The analysis is subject to certain data limitations that impact the comprehensiveness of the insight:

  • Limited Demographic Data: The dataset provides incomplete user-type demographic information. Specifically, gender and birth year data are available only for Subscribers and are missing for Customers. This limitation restricts the ability to perform in-depth demographic analysis for all user-types.

  • Outliers Consideration: While outliers have been considered and efforts were made to analyze them, the dataset includes various user behaviors, which can result in outliers. To mitigate potential bias and offer a more nuanced understanding, the dataset was divided into segments for separate analysis. This approach aids in uncovering trends within specific value ranges but may not provide a complete representation of the entire population's behavior.

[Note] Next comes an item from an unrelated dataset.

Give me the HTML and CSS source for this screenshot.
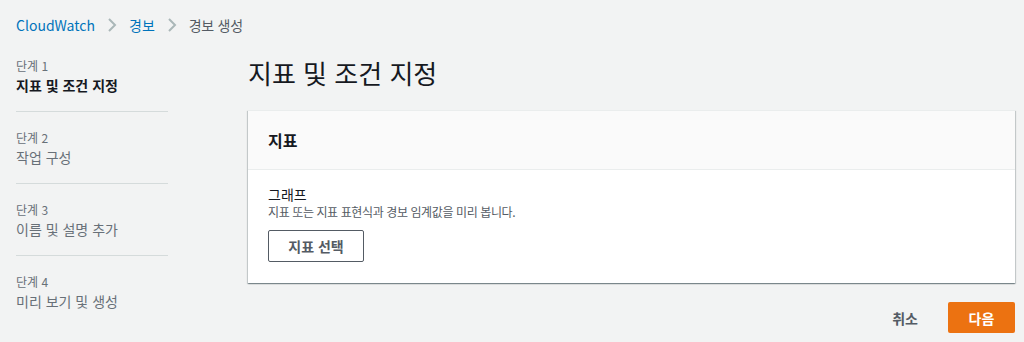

  • Sampling Bias: While the dataset is derived from the entire user population, the analysis primarily highlights common behavior and may not comprehensively represent user segments with unique patterns.

  • Seasonal Variations: The dataset covers the year 2016, and while seasonal variations are observed in the analysis, it's important to consider that the data may not capture longer-term trends or changes that occur outside this time frame.

  • Geographical Specificity: The analysis pertains to the operations in Chicago, and the insights may not be universally applicable to other locations or bike-sharing services.

Despite these limitations, the analysis provides valuable insights into user behavior, usage patterns, and the disparities between Customers and Subscribers, offering a foundation for data-backed marketing strategies to convert casual riders into annual members.